## The task
Omit all images, then return the remaining material exactly as it stands.

## Supplied material
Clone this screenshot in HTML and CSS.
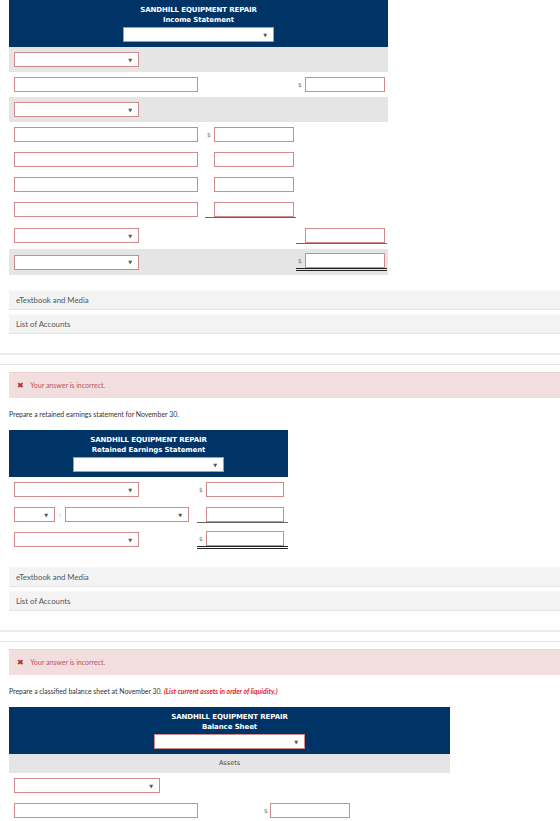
FILE: index.html
```html
<!DOCTYPE html>
<html lang="en">
<head>
  <meta charset="UTF-8" />
  <title>Sandhill Equipment Repair ‒ Financial Statements</title>
  <link rel="stylesheet" href="styles.css">
</head>

<body>
  <!-- INCOME STATEMENT -->
  <section class="sheet sheet-income">
    <header class="sheet-head">
      <div class="sheet-title">SANDHILL EQUIPMENT REPAIR</div>
      <div class="sheet-title">Income Statement</div>
      <div class="select select-date"><span class="caret">&#9660;</span></div>
    </header>

    <div class="line shade">
      <div class="select select-label"><span class="caret">&#9660;</span></div>
    </div>
    <div class="line">
      <div class="field field-label"></div>
      <div></div>
      <div class="amt"><span class="cur">$</span><div class="field field-amt"></div></div>
    </div>
    <div class="line shade">
      <div class="select select-label"><span class="caret">&#9660;</span></div>
    </div>
    <div class="line">
      <div class="field field-label"></div>
      <div class="amt"><span class="cur">$</span><div class="field field-amt"></div></div>
    </div>
    <div class="line">
      <div class="field field-label"></div>
      <div class="amt"><span class="cur"></span><div class="field field-amt"></div></div>
    </div>
    <div class="line">
      <div class="field field-label"></div>
      <div class="amt"><span class="cur"></span><div class="field field-amt"></div></div>
    </div>
    <div class="line">
      <div class="field field-label"></div>
      <div class="amt sum"><span class="cur"></span><div class="field field-amt"></div></div>
    </div>
    <div class="line line-tall">
      <div class="select select-label"><span class="caret">&#9660;</span></div>
      <div></div>
      <div class="amt sum"><span class="cur"></span><div class="field field-amt"></div></div>
    </div>
    <div class="line line-last shade">
      <div class="select select-label"><span class="caret">&#9660;</span></div>
      <div></div>
      <div class="amt total"><span class="cur">$</span><div class="field field-amt"></div></div>
    </div>
  </section>

  <div class="resources">
    <div class="res-item">eTextbook and Media</div>
    <div class="res-item">List of Accounts</div>
  </div>

  <div class="divide"></div>

  <!-- RETAINED EARNINGS -->
  <div class="feedback"><span class="feedback-x">&#10006;</span> Your answer is incorrect.</div>
  <p class="prompt">Prepare a retained earnings statement for November 30.</p>

  <section class="sheet sheet-re">
    <header class="sheet-head">
      <div class="sheet-title">SANDHILL EQUIPMENT REPAIR</div>
      <div class="sheet-title">Retained Earnings Statement</div>
      <div class="select select-date"><span class="caret">&#9660;</span></div>
    </header>

    <div class="line">
      <div class="select select-label"><span class="caret">&#9660;</span></div>
      <div class="amt"><span class="cur">$</span><div class="field field-amt"></div></div>
    </div>
    <div class="line">
      <div class="pair">
        <div class="select select-op"><span class="caret">&#9660;</span></div>
        <span class="colon">:</span>
        <div class="select select-acct"><span class="caret">&#9660;</span></div>
      </div>
      <div class="amt sum"><span class="cur"></span><div class="field field-amt"></div></div>
    </div>
    <div class="line">
      <div class="select select-label"><span class="caret">&#9660;</span></div>
      <div class="amt total"><span class="cur">$</span><div class="field field-amt"></div></div>
    </div>
  </section>

  <div class="resources resources-re">
    <div class="res-item">eTextbook and Media</div>
    <div class="res-item">List of Accounts</div>
  </div>

  <div class="divide"></div>

  <!-- BALANCE SHEET -->
  <div class="feedback"><span class="feedback-x">&#10006;</span> Your answer is incorrect.</div>
  <p class="prompt">Prepare a classified balance sheet at November 30. <em class="hint">(List current assets in order of liquidity.)</em></p>

  <section class="sheet sheet-bs">
    <header class="sheet-head">
      <div class="sheet-title">SANDHILL EQUIPMENT REPAIR</div>
      <div class="sheet-title">Balance Sheet</div>
      <div class="select select-date"><span class="caret">&#9660;</span></div>
    </header>

    <div class="band">Assets</div>

    <div class="line">
      <div class="select select-wide"><span class="caret">&#9660;</span></div>
    </div>
    <div class="line">
      <div class="field field-label"></div>
      <div class="amt"><span class="cur">$</span><div class="field field-amt"></div></div>
    </div>
  </section>
</body>
</html>
```

FILE: styles.css
```css
/* Reset */
* {
  margin: 0;
  padding: 0;
  box-sizing: border-box;
}

body {
  background: #fff;
  color: #333;
  font-family: Lato, 'Open Sans', sans-serif;
  font-size: 7px;
  overflow: hidden;
}

/* 1) STATEMENT TABLES */
.sheet {
  margin-left: 9px;
}

.sheet-income { width: 379px; }
.sheet-re     { width: 279px; }
.sheet-bs     { width: 441px; }

.sheet-head {
  background: #003366;
  color: #fff;
  text-align: center;
  padding: 5px 0 5px;
  display: flex;
  flex-direction: column;
  align-items: center;
}

.sheet-title {
  font-family: 'DejaVu Sans', Verdana, sans-serif;
  font-weight: bold;
  font-size: 7px;
  line-height: 10px;
  letter-spacing: -0.1px;
}

.sheet-head .select {
  margin-top: 2px;
}

/* rows: label column, then one or two amount columns */
.line {
  display: grid;
  align-items: center;
  height: 25px;
  padding-left: 5px;
}

.sheet-income .line { grid-template-columns: 191px 91px 91px; }
.sheet-re .line     { grid-template-columns: 183px 91px; }
.sheet-bs .line     { grid-template-columns: 248px 90px; }

.line-tall { height: 27px; }
.line-last { height: 26px; }

.shade {
  background: #e5e5e5;
}

.band {
  background: #e5e5e5;
  height: 19px;
  line-height: 19px;
  text-align: center;
  font-family: 'DejaVu Sans', Verdana, sans-serif;
  font-size: 6.5px;
  color: #444;
}

/* 2) INPUTS AND DROPDOWNS */
.field,
.select {
  height: 15px;
  background: #fff;
  border: 1px solid #cf8b8b;
}

.field-label { width: 184px; }
.field-amt   { width: 80px; }
.sheet-re .field-amt { width: 78px; }
.sheet-re .amt { padding-right: 4px; }

.select {
  display: flex;
  align-items: center;
  justify-content: flex-end;
  padding-right: 6px;
}

.select-date  { width: 151px; }
.select-label { width: 125px; }
.select-wide  { width: 146px; }
.select-op    { width: 41px; }
.select-acct  { width: 124px; }

.caret {
  font-family: 'DejaVu Sans', sans-serif;
  font-size: 5px;
  color: #555;
}

.pair {
  display: flex;
  align-items: center;
}

.colon {
  width: 10px;
  text-align: center;
  color: #777;
  font-size: 6px;
}

.amt {
  display: flex;
  justify-content: space-between;
  align-items: center;
  padding: 0 2px;
}

.cur {
  font-family: 'DejaVu Sans', sans-serif;
  font-size: 6px;
  color: #777;
}

.amt.sum   { border-bottom: 1px solid #666; }
.amt.total { border-bottom: 3px double #222; }

/* 3) RESOURCE LINKS */
.resources {
  margin: 15px 0 0 9px;
}

.resources-re {
  margin-top: 15px;
}

.res-item {
  background: #f3f3f3;
  border-top: 1px solid #f7f7f7;
  border-bottom: 1px solid #e3e3e3;
  height: 20px;
  line-height: 19px;
  padding-left: 7px;
  font-size: 7.8px;
  color: #555;
  margin-bottom: 4px;
}

.divide {
  margin-top: 19px;
  border-top: 2px solid #ececec;
  border-bottom: 1px solid #e5e5e5;
  height: 12px;
}

/* 4) FEEDBACK + PROMPTS */
.feedback {
  margin: 7px 0 0 9px;
  background: #f2dede;
  border-top: 1px solid #ecd2d2;
  height: 26px;
  line-height: 25px;
  padding-left: 8px;
  color: #b5585a;
  font-size: 7px;
}

.feedback-x {
  color: #a33;
  font-family: 'DejaVu Sans', sans-serif;
  font-size: 8px;
  margin-right: 5px;
}

.prompt {
  margin: 12px 0 11px 9px;
  font-size: 6.9px;
  line-height: 9px;
  color: #333;
}

.hint {
  color: #e31c1c;
  font-weight: bold;
}
```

## Output for this task
Clone this screenshot in HTML and CSS.
FILE: index.html
```html
<!DOCTYPE html>
<html lang="en">
<head>
  <meta charset="UTF-8" />
  <title>Sandhill Equipment Repair ‒ Financial Statements</title>
  <link rel="stylesheet" href="styles.css">
</head>

<body>
  <!-- INCOME STATEMENT -->
  <section class="sheet sheet-income">
    <header class="sheet-head">
      <div class="sheet-title">SANDHILL EQUIPMENT REPAIR</div>
      <div class="sheet-title">Income Statement</div>
      <div class="select select-date"><span class="caret">&#9660;</span></div>
    </header>

    <div class="line shade">
      <div class="select select-label"><span class="caret">&#9660;</span></div>
    </div>
    <div class="line">
      <div class="field field-label"></div>
      <div></div>
      <div class="amt"><span class="cur">$</span><div class="field field-amt"></div></div>
    </div>
    <div class="line shade">
      <div class="select select-label"><span class="caret">&#9660;</span></div>
    </div>
    <div class="line">
      <div class="field field-label"></div>
      <div class="amt"><span class="cur">$</span><div class="field field-amt"></div></div>
    </div>
    <div class="line">
      <div class="field field-label"></div>
      <div class="amt"><span class="cur"></span><div class="field field-amt"></div></div>
    </div>
    <div class="line">
      <div class="field field-label"></div>
      <div class="amt"><span class="cur"></span><div class="field field-amt"></div></div>
    </div>
    <div class="line">
      <div class="field field-label"></div>
      <div class="amt sum"><span class="cur"></span><div class="field field-amt"></div></div>
    </div>
    <div class="line line-tall">
      <div class="select select-label"><span class="caret">&#9660;</span></div>
      <div></div>
      <div class="amt sum"><span class="cur"></span><div class="field field-amt"></div></div>
    </div>
    <div class="line line-last shade">
      <div class="select select-label"><span class="caret">&#9660;</span></div>
      <div></div>
      <div class="amt total"><span class="cur">$</span><div class="field field-amt"></div></div>
    </div>
  </section>

  <div class="resources">
    <div class="res-item">eTextbook and Media</div>
    <div class="res-item">List of Accounts</div>
  </div>

  <div class="divide"></div>

  <!-- RETAINED EARNINGS -->
  <div class="feedback"><span class="feedback-x">&#10006;</span> Your answer is incorrect.</div>
  <p class="prompt">Prepare a retained earnings statement for November 30.</p>

  <section class="sheet sheet-re">
    <header class="sheet-head">
      <div class="sheet-title">SANDHILL EQUIPMENT REPAIR</div>
      <div class="sheet-title">Retained Earnings Statement</div>
      <div class="select select-date"><span class="caret">&#9660;</span></div>
    </header>

    <div class="line">
      <div class="select select-label"><span class="caret">&#9660;</span></div>
      <div class="amt"><span class="cur">$</span><div class="field field-amt"></div></div>
    </div>
    <div class="line">
      <div class="pair">
        <div class="select select-op"><span class="caret">&#9660;</span></div>
        <span class="colon">:</span>
        <div class="select select-acct"><span class="caret">&#9660;</span></div>
      </div>
      <div class="amt sum"><span class="cur"></span><div class="field field-amt"></div></div>
    </div>
    <div class="line">
      <div class="select select-label"><span class="caret">&#9660;</span></div>
      <div class="amt total"><span class="cur">$</span><div class="field field-amt"></div></div>
    </div>
  </section>

  <div class="resources resources-re">
    <div class="res-item">eTextbook and Media</div>
    <div class="res-item">List of Accounts</div>
  </div>

  <div class="divide"></div>

  <!-- BALANCE SHEET -->
  <div class="feedback"><span class="feedback-x">&#10006;</span> Your answer is incorrect.</div>
  <p class="prompt">Prepare a classified balance sheet at November 30. <em class="hint">(List current assets in order of liquidity.)</em></p>

  <section class="sheet sheet-bs">
    <header class="sheet-head">
      <div class="sheet-title">SANDHILL EQUIPMENT REPAIR</div>
      <div class="sheet-title">Balance Sheet</div>
      <div class="select select-date"><span class="caret">&#9660;</span></div>
    </header>

    <div class="band">Assets</div>

    <div class="line">
      <div class="select select-wide"><span class="caret">&#9660;</span></div>
    </div>
    <div class="line">
      <div class="field field-label"></div>
      <div class="amt"><span class="cur">$</span><div class="field field-amt"></div></div>
    </div>
  </section>
</body>
</html>
```

FILE: styles.css
```css
/* Reset */
* {
  margin: 0;
  padding: 0;
  box-sizing: border-box;
}

body {
  background: #fff;
  color: #333;
  font-family: Lato, 'Open Sans', sans-serif;
  font-size: 7px;
  overflow: hidden;
}

/* 1) STATEMENT TABLES */
.sheet {
  margin-left: 9px;
}

.sheet-income { width: 379px; }
.sheet-re     { width: 279px; }
.sheet-bs     { width: 441px; }

.sheet-head {
  background: #003366;
  color: #fff;
  text-align: center;
  padding: 5px 0 5px;
  display: flex;
  flex-direction: column;
  align-items: center;
}

.sheet-title {
  font-family: 'DejaVu Sans', Verdana, sans-serif;
  font-weight: bold;
  font-size: 7px;
  line-height: 10px;
  letter-spacing: -0.1px;
}

.sheet-head .select {
  margin-top: 2px;
}

/* rows: label column, then one or two amount columns */
.line {
  display: grid;
  align-items: center;
  height: 25px;
  padding-left: 5px;
}

.sheet-income .line { grid-template-columns: 191px 91px 91px; }
.sheet-re .line     { grid-template-columns: 183px 91px; }
.sheet-bs .line     { grid-template-columns: 248px 90px; }

.line-tall { height: 27px; }
.line-last { height: 26px; }

.shade {
  background: #e5e5e5;
}

.band {
  background: #e5e5e5;
  height: 19px;
  line-height: 19px;
  text-align: center;
  font-family: 'DejaVu Sans', Verdana, sans-serif;
  font-size: 6.5px;
  color: #444;
}

/* 2) INPUTS AND DROPDOWNS */
.field,
.select {
  height: 15px;
  background: #fff;
  border: 1px solid #cf8b8b;
}

.field-label { width: 184px; }
.field-amt   { width: 80px; }
.sheet-re .field-amt { width: 78px; }
.sheet-re .amt { padding-right: 4px; }

.select {
  display: flex;
  align-items: center;
  justify-content: flex-end;
  padding-right: 6px;
}

.select-date  { width: 151px; }
.select-label { width: 125px; }
.select-wide  { width: 146px; }
.select-op    { width: 41px; }
.select-acct  { width: 124px; }

.caret {
  font-family: 'DejaVu Sans', sans-serif;
  font-size: 5px;
  color: #555;
}

.pair {
  display: flex;
  align-items: center;
}

.colon {
  width: 10px;
  text-align: center;
  color: #777;
  font-size: 6px;
}

.amt {
  display: flex;
  justify-content: space-between;
  align-items: center;
  padding: 0 2px;
}

.cur {
  font-family: 'DejaVu Sans', sans-serif;
  font-size: 6px;
  color: #777;
}

.amt.sum   { border-bottom: 1px solid #666; }
.amt.total { border-bottom: 3px double #222; }

/* 3) RESOURCE LINKS */
.resources {
  margin: 15px 0 0 9px;
}

.resources-re {
  margin-top: 15px;
}

.res-item {
  background: #f3f3f3;
  border-top: 1px solid #f7f7f7;
  border-bottom: 1px solid #e3e3e3;
  height: 20px;
  line-height: 19px;
  padding-left: 7px;
  font-size: 7.8px;
  color: #555;
  margin-bottom: 4px;
}

.divide {
  margin-top: 19px;
  border-top: 2px solid #ececec;
  border-bottom: 1px solid #e5e5e5;
  height: 12px;
}

/* 4) FEEDBACK + PROMPTS */
.feedback {
  margin: 7px 0 0 9px;
  background: #f2dede;
  border-top: 1px solid #ecd2d2;
  height: 26px;
  line-height: 25px;
  padding-left: 8px;
  color: #b5585a;
  font-size: 7px;
}

.feedback-x {
  color: #a33;
  font-family: 'DejaVu Sans', sans-serif;
  font-size: 8px;
  margin-right: 5px;
}

.prompt {
  margin: 12px 0 11px 9px;
  font-size: 6.9px;
  line-height: 9px;
  color: #333;
}

.hint {
  color: #e31c1c;
  font-weight: bold;
}
```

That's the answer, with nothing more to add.